As if by magic, the audience split, grouping together into various sets of bleachers, which moved forward and backward in synch with the choreography by Paul Sadot and Nquobulé Danseur. Heads started spinning as the bleachers turned on the spot, crossed paths or joined in the shuffle going round and round the room, making the audience lose its bearings. A fascinating experience.

Earlier in the afternoon, Aalto staged a more traditional show, though the guests had to walk across the Galeries Lafayette department store, as the staff and customers looked on in puzzled amazement, to reach a sort of extension under construction where the show was held.

Galeries Lafayette is collaborating with Aalto designer Tuomas Merikoski, having struck an exclusive deal to sell, right after the catwalk show, four items from the collection: a hat, a t-shirt, a scarf and a handbag.

Aalto is big on hats this season - DR

“We wanted to test the ‘see now, buy now’ formula to have a closer relationship with clients. The hat in particular is a tribute to France,” said Merikoski backstage. “The novelties this season are the hood and hat integrated with the clothes,” he added.

Aalto’s headgear is enhanced by hats, more often than not a beret or a sou’wester. Heads were therefore well-protected, also by windcheaters with berets on top, inevitably looking like hijabs, or with scarves knotted at the neck, chastely covering the hair.  

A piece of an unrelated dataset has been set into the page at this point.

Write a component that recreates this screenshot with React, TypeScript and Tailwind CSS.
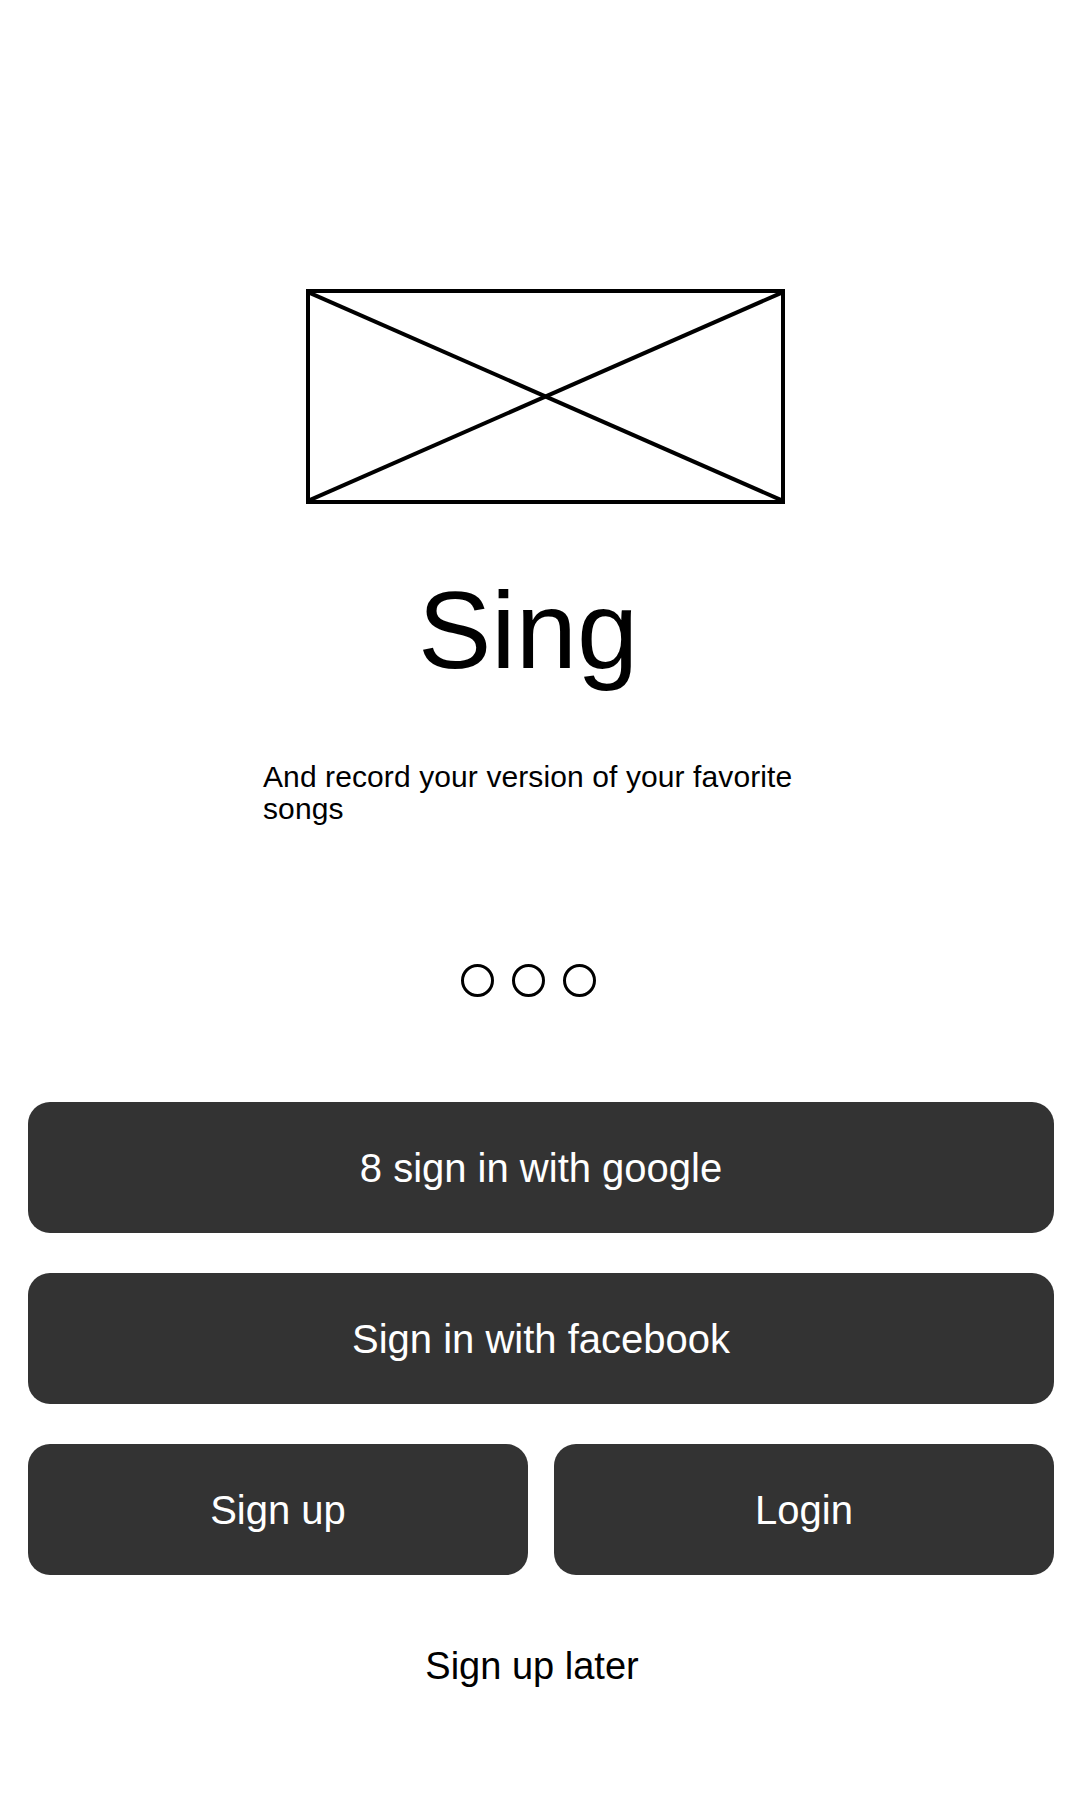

Merikoski’s Autumn/Winter 2019-20 collection is deeply rooted in the designer’s native Finland, actually a rather quirky ‘Finlaand’, as the collection was designated, with a play on Aalto’s double a. Merikoski notably worked with curved shapes, creating overcoats, jackets and dresses slightly cinched at the waist to contour the hips, or adding a string of gently undulating buttons on a shirt, echoing the curves of the optical prints on the psychedelic coat worn over the same outfit. The generously cut, high-waisted trousers, featured also in knitted wool, were especially attractive.